After posting a solid set of results last week that included news of the return of around $1.1 billion to shareholders, Wesfarmers Ltd (ASX: WES) saw its share price firm up. Indeed, it is now trading close to seven-year highs and, as a result, many investors are questioning the company's current valuation. However, Wesfarmers could still make higher highs and be worth buying. Here are four reasons why.
- Despite trading on a P/E ratio that is far higher than either the wider index or its own sector, Wesfarmers still appears to offer good value based on the price to sales ratio. While its P/E of 22.3 looks high (a point that I'll come back to a little later), Wesfarmers' price to sales ratio is just 0.9. That's considerably lower than the ASX's equivalent number of 1.7 and shows that there may still be sufficient value in the current share price to warrant a purchase.
- As mentioned, Wesfarmers has a relatively high P/E of 22.3, which is above the ASX's P/E of 16.3. However, Wesfarmers is forecast to deliver very strong growth figures over the next two years, with the company's bottom line due to rise by a highly impressive 17.7% in each of the next two years.

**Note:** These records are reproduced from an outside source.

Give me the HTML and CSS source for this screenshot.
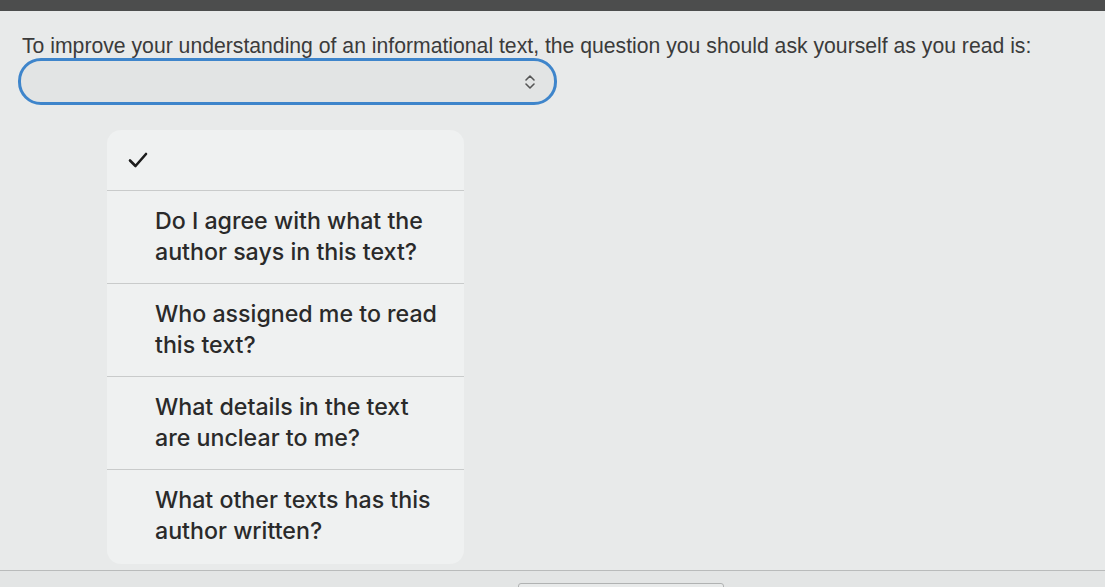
FILE: index.html
```html
<!DOCTYPE html>
<html lang="en">
<head>
<meta charset="utf-8">
<link rel="stylesheet" href="styles.css">
</head>
<body>
<div class="topbar"></div>
<main class="page">
  <p class="prompt">To improve your understanding of an informational text, the question you should ask yourself as you read is:</p>
  <div class="select">
    <svg class="chev" width="12" height="16" viewBox="0 0 12 16"><path d="M2 6 L6 2 L10 6 M2 10 L6 14 L10 10" fill="none" stroke="#555" stroke-width="1.6" stroke-linecap="round" stroke-linejoin="round"/></svg>
  </div>
  <ul class="menu">
    <li class="item check-row">
      <svg width="22" height="18" viewBox="0 0 22 18"><path d="M3 9.5 L8.5 15 L19 3" fill="none" stroke="#1c1c1c" stroke-width="2.6" stroke-linecap="round" stroke-linejoin="round"/></svg>
    </li>
    <li class="item">Do I agree with what the author says in this text?</li>
    <li class="item">Who assigned me to read this text?</li>
    <li class="item">What details in the text are unclear to me?</li>
    <li class="item">What other texts has this author written?</li>
  </ul>
</main>
<footer class="bottom">
  <div class="tab"></div>
</footer>
</body>
</html>
```
FILE: styles.css
```css
html, body {
  margin: 0;
  padding: 0;
  background: #e6e8e8;
  font-family: "Liberation Sans", Arial, sans-serif;
  color: #3a3a3a;
  overflow: hidden;
}
.topbar {
  height: 11px;
  background: #4c4d4d;
}
.page {
  height: 560px;
  padding: 0 0 0 22px;
  box-sizing: border-box;
  background: #e8eaea;
  border-bottom: 1px solid #b9bbbb;
}
.prompt {
  margin: 0;
  padding-top: 23px;
  font-size: 21.2px;
  line-height: 24px;
  color: #3b3b3b;
  white-space: nowrap;
}
.select {
  margin: 0 0 0 -4px;
  width: 539px;
  height: 47px;
  box-sizing: border-box;
  border: 3px solid #3e85cb;
  border-radius: 23px;
  background: #e2e4e4;
  display: flex;
  align-items: center;
  justify-content: flex-end;
  padding-right: 18px;
}
.chev { display: block; }
.menu {
  list-style: none;
  margin: 25px 0 0 85px;
  padding: 0;
  width: 357px;
  background: #eff1f1;
  border-radius: 14px;
  overflow: hidden;
}
.item {
  font-family: Inter, "Noto Sans", sans-serif;
  font-weight: 500;
  font-size: 23.2px;
  line-height: 31px;
  color: #2a2a2a;
  padding: 15px 22px 16px 48px;
  border-top: 1px solid #c9cbcb;
  height: 93px;
  box-sizing: border-box;
}
.item:last-child { height: 95px; }
.check-row {
  border-top: none;
  height: 60px;
  padding: 21px 0 0 20px;
}
.check-row svg { display: block; }
.bottom {
  height: 16px;
  background: #e3e5e5;
  position: relative;
}
.tab {
  position: absolute;
  left: 518px;
  top: 12px;
  width: 204px;
  height: 6px;
  border: 1px solid #b0b2b2;
  border-radius: 3px 3px 0 0;
  background: #e8eaea;
}
```
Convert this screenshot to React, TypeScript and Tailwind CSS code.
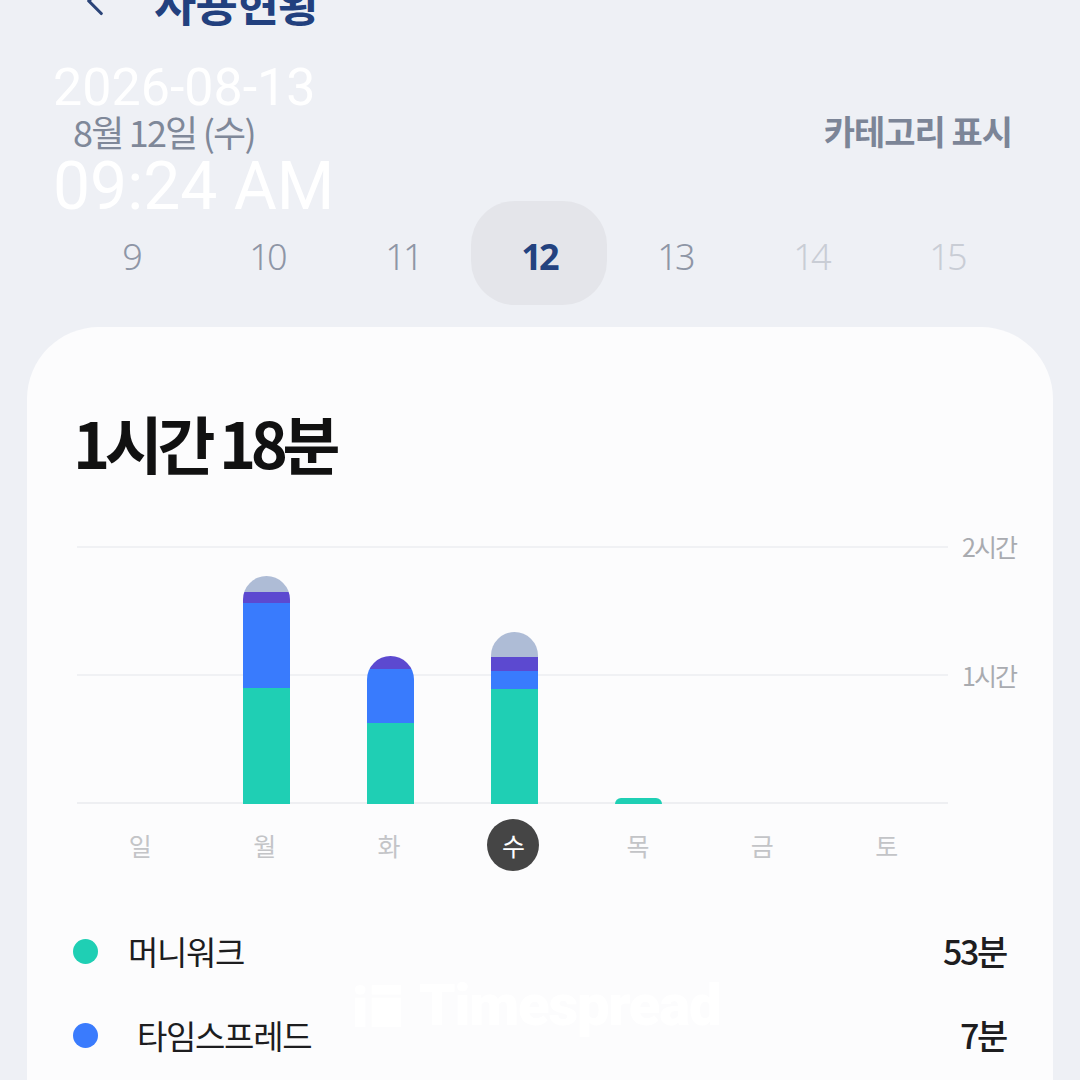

Combining this with the P/E ratio equates to a price to earnings growth (PEG) ratio of just 1.25. Although slightly above the key 1.0 level, this again highlights that the company could see its share price make record highs.
- As Bruce Jackson stated in a recent email, Goldman Sachs now believe that interest rates won't rise until the fourth quarter of 2015. This means that Wesfarmers' fully franked yield of 4.3% could remain relatively attractive for a good while yet. Certainly, there are higher yields available, but Wesfarmers has a relatively stable dividend history that looks set to continue and which may attract investors to the stock.
- Of course, in case a 4.3% yield isn't enough, it could be about to get a whole lot better. That's because Wesfarmers is expected to increase dividends per share by 9.9% in each of the next two years. This should ensure that the stock remains highly relevant as a top income play, which could increase demand among investors and push the share price ever higher.